Model penafsiran Alquran yang realistis dan aktual tidak memiliki pretensi untuk melucuti `kesakralan' Alquran. Akan tetapi, ajaran Alquran tidak seharusnya dibawa hanya pada persoalan `mistifikasi'. Oleh karena itu, ia tidak mengena pada substansi-substansinya. 
Apalagi kini kekhawatiran muncul mengiringi perkembangan keagamaan kaum muslim; ketika praktik-praktik religion assassination dalam rupa film-film dan ceramah-ceramah yang menafsirkan Alquran secara mistis, normatif, dan tekstual itu berkecambah sangat liar serta mewabah dengan subur.

Pendekatan Alquran yang realistis merupakan konstruksi baru bagi kaum muslim dalam menghadapi persoalan-persoalan modern.

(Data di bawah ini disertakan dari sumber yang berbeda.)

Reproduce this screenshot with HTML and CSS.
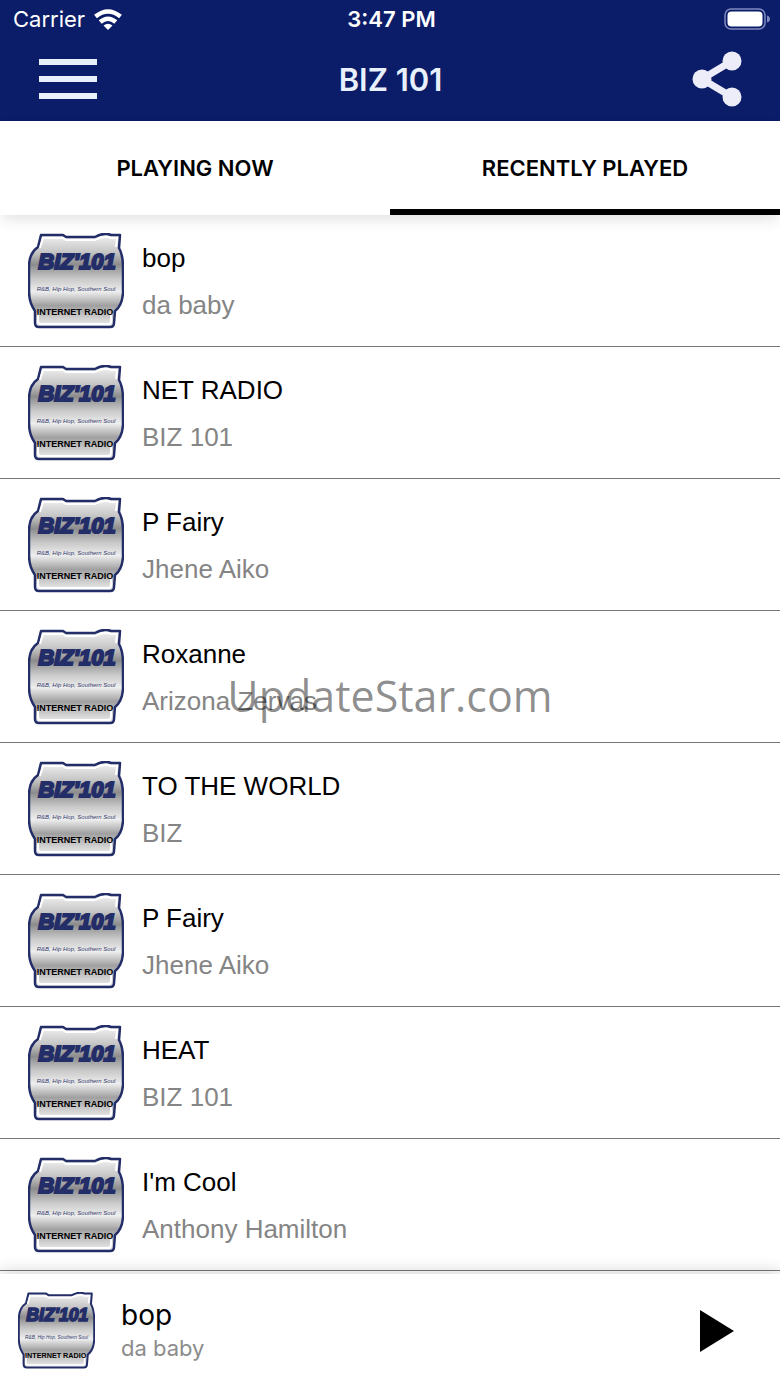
FILE: index.html
```html
<!DOCTYPE html>
<html lang="en">
<head>
<meta charset="utf-8">
<meta name="viewport" content="width=device-width, initial-scale=1">
<title>BIZ 101</title>
<link rel="stylesheet" href="styles.css">
</head>
<body>
<svg class="defs" aria-hidden="true">
  <defs>
    <linearGradient id="silver" x1="0" y1="0" x2="0" y2="1">
      <stop offset="0" stop-color="#f4f4f4"/>
      <stop offset=".2" stop-color="#c4c4c4"/>
      <stop offset=".33" stop-color="#8c8c8c"/>
      <stop offset=".48" stop-color="#c8c8c8"/>
      <stop offset=".62" stop-color="#eeeeee"/>
      <stop offset=".77" stop-color="#a0a0a0"/>
      <stop offset="1" stop-color="#f0f0f0"/>
    </linearGradient>
    <symbol id="logo" viewBox="0 0 96 96">
      <path d="M13 2H35L38 4H67Q76-1 83 2H92L91 15Q95 22 95 34V60Q94 73 87 78L86 90Q86 94 82 94H11Q7 94 7 90V78Q1 70 1 58V34Q1 20 10 14Z" fill="url(#silver)" stroke="#232d68" stroke-width="2.500" stroke-linejoin="round"/>
      <path d="M12 15L15 5H35L38 7H67Q76 2 83 5H89L88 14M10 80V88Q10 91 13 91H80Q83 91 83 88V80" fill="none" stroke="#fff" stroke-width="2"/>
      <text class="logo-name" x="49" y="36" text-anchor="middle">BIZ'101</text>
      <text class="logo-genre" x="48" y="58" text-anchor="middle">R&amp;B, Hip Hop, Southern Soul</text>
      <text class="logo-kind" x="47" y="82" text-anchor="middle">INTERNET RADIO</text>
    </symbol>
  </defs>
</svg>

<header class="top">
  <div class="status">
    <div class="carrier">Carrier
      <svg class="wifi" viewBox="0 0 28 21" aria-hidden="true"><g fill="none" stroke="#fff" stroke-width="4.500"><path d="M1.500 7.500Q14-2.500 26.500 7.500"/><path d="M6.200 13Q14 6.500 21.800 13"/></g><path d="M9.500 16.500Q14 13 18.500 16.500L14 21Z" fill="#fff"/></svg>
    </div>
    <div class="clock">3:47 PM</div>
    <svg class="battery" viewBox="0 0 46 22" aria-hidden="true"><rect x="1" y="1" width="40" height="20" rx="6" fill="none" stroke="#8089bd" stroke-width="1.500"/><rect x="3.500" y="3.500" width="35" height="15" rx="4" fill="#fff"/><path d="M43 7.500Q46 8.500 46 11T43 14.500Z" fill="#8089bd"/></svg>
  </div>
  <div class="bar">
    <button class="icon-button" type="button" aria-label="Menu"><svg class="menu" viewBox="0 0 58 40" fill="#e8f0fc"><path d="M0 0H58V6H0ZM0 17H58V23H0ZM0 34H58V40H0Z"/></svg></button>
    <h1 class="heading">BIZ 101</h1>
    <button class="icon-button share-button" type="button" aria-label="Share"><svg class="share" viewBox="0 0 50 56" fill="#ecedf8"><path d="M40 10L10 28L40 46" fill="none" stroke="#ecedf8" stroke-width="7"/><circle cx="40" cy="10" r="9.500"/><circle cx="10" cy="28" r="9.500"/><circle cx="40" cy="46" r="9.500"/></svg></button>
  </div>
</header>

<nav class="tabs">
  <button class="tab" type="button">PLAYING NOW</button>
  <button class="tab tab-active" type="button" aria-current="true">RECENTLY PLAYED</button>
</nav>

<main>
  <ul class="tracks">
    <li class="track"><svg class="cover" role="img" aria-label="BIZ 101"><use href="#logo"/></svg><div><div class="title">bop</div><div class="artist">da baby</div></div></li>
    <li class="track"><svg class="cover" role="img" aria-label="BIZ 101"><use href="#logo"/></svg><div><div class="title">NET RADIO</div><div class="artist">BIZ 101</div></div></li>
    <li class="track"><svg class="cover" role="img" aria-label="BIZ 101"><use href="#logo"/></svg><div><div class="title">P Fairy</div><div class="artist">Jhene Aiko</div></div></li>
    <li class="track"><svg class="cover" role="img" aria-label="BIZ 101"><use href="#logo"/></svg><div><div class="title">Roxanne</div><div class="artist">Arizona Zervas</div></div></li>
    <li class="track"><svg class="cover" role="img" aria-label="BIZ 101"><use href="#logo"/></svg><div><div class="title">TO THE WORLD</div><div class="artist">BIZ</div></div></li>
    <li class="track"><svg class="cover" role="img" aria-label="BIZ 101"><use href="#logo"/></svg><div><div class="title">P Fairy</div><div class="artist">Jhene Aiko</div></div></li>
    <li class="track"><svg class="cover" role="img" aria-label="BIZ 101"><use href="#logo"/></svg><div><div class="title">HEAT</div><div class="artist">BIZ 101</div></div></li>
    <li class="track"><svg class="cover" role="img" aria-label="BIZ 101"><use href="#logo"/></svg><div><div class="title">I'm Cool</div><div class="artist">Anthony Hamilton</div></div></li>
  </ul>
</main>

<footer class="player">
  <svg class="cover cover-small" role="img" aria-label="BIZ 101"><use href="#logo"/></svg>
  <div class="now">
    <div class="now-title">bop</div>
    <div class="now-artist">da baby</div>
  </div>
  <button class="icon-button play-button" type="button" aria-label="Play"><svg class="play" viewBox="0 0 34 42"><path d="M0 0L34 21L0 42Z"/></svg></button>
</footer>

<div class="watermark">UpdateStar.com</div>
</body>
</html>
```

FILE: styles.css
```css
* { box-sizing: border-box; }

body {
  position: relative;
  display: flex;
  flex-direction: column;
  min-height: 100vh;
  margin: 0;
  background: #fff;
  color: #000;
  font-family: "Liberation Sans", Arial, sans-serif;
}

svg { display: block; flex: none; }
button { border: 0; padding: 0; background: none; color: inherit; cursor: pointer; }

.defs { position: absolute; width: 0; height: 0; }

.top {
  background: #0b1c68;
  color: #fff;
  font-family: Inter, sans-serif;
}

.status {
  display: grid;
  grid-template-columns: 1fr auto 1fr;
  align-items: center;
  height: 38px;
  padding: 0 10px 0 13px;
  font-size: 22px;
  line-height: 36px;
}
.carrier { display: flex; align-items: center; gap: 9px; }
.wifi { width: 28px; height: 21px; }
.clock { font-weight: 600; }
.battery { width: 46px; height: 22px; justify-self: end; }

.bar {
  display: grid;
  grid-template-columns: 1fr auto 1fr;
  align-items: center;
  height: 83px;
  padding: 0 38px 2px 39px;
}
.icon-button { display: block; justify-self: start; }
.share-button { justify-self: end; }
.menu { width: 58px; height: 40px; }
.share { width: 50px; height: 56px; }
.heading { margin: 0; padding-top: 2px; color: #e8f0fc; font-size: 31px; font-weight: 600; line-height: 40px; }

.tabs {
  position: relative;
  display: grid;
  grid-template-columns: 1fr 1fr;
  height: 94px;
  background: #fff;
  box-shadow: 0 6px 14px -2px rgba(0, 0, 0, .12);
}
.tab {
  border-top: 6px solid transparent;
  border-bottom: 6px solid transparent;
  font: 600 22px/28px Inter, sans-serif;
}
.tab-active { border-bottom-color: #000; }

.tracks { margin: 0; padding: 0; list-style: none; }
.track {
  display: flex;
  align-items: center;
  gap: 18px;
  height: 132px;
  padding: 0 28px;
  border-bottom: 1px solid #777;
}
.cover { width: 96px; height: 96px; }
.title, .artist { font-size: 26px; line-height: 47px; }
.title { padding-top: 2px; }
.artist { color: #858585; }

.logo-name {
  fill: #232d68;
  stroke: #232d68;
  stroke-width: 2px;
  font: italic 700 22px "Liberation Sans", Arial, sans-serif;
}
.logo-genre { fill: #343c70; font: italic 400 6px "Liberation Sans", Arial, sans-serif; }
.logo-kind { fill: #000; font: 700 9px "Liberation Sans", Arial, sans-serif; }

.player {
  position: relative;
  display: flex;
  align-items: center;
  flex: 1;
  min-height: 113px;
  margin-top: 3px;
  padding: 0 46px 0 18px;
  background: #fff;
  box-shadow: 0 -4px 14px rgba(0, 0, 0, .14);
}
.cover-small { width: 77px; height: 77px; }
.now { flex: 1; margin-left: 26px; font-family: Inter, sans-serif; }
.now-title { font-size: 28px; line-height: 35px; }
.now-artist { color: #8c8c8c; font-size: 22px; line-height: 30px; }
.play { width: 34px; height: 42px; }

.watermark {
  position: absolute;
  inset: 0;
  display: grid;
  place-items: center;
  padding-top: 4px;
  color: rgba(0, 0, 0, .45);
  font: 400 43px/60px "Open Sans", "Noto Sans", sans-serif;
  pointer-events: none;
}
```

Di tengah kebingungan menghadapi realitas tersebut, hal itu seakan membuka tabir baru wajah Islam yang penuh dengan khazanah dan nomenklatur berbagai aura pemikiran keagamaan yang kemudian diperpadukan dengan kondisi aktual.

Dengan demikian, di situ Islam menjadi agama yang realistis dan dapat memberi kontribusi praksis bagi peradaban. Teks Alquran menjadi spirit (zeitgeist) dan sumber penyemangat bagi kehidupan. Peradaban Islam sesungguhnya dimulai dari peradaban tekstual. Jika Islam ingin menemukan kembali peradabannya, teks janganlah berhenti hanya pada teks keagamaan, apalagi teks dapat menjerumuskan pada mitos-mitos sosial. Teks itu harus diterjemahkan secara rasional dan diaktualisasikan ke dalam realitas sehingga bisa mencipta peradaban kaum muslim yang sesungguhnya.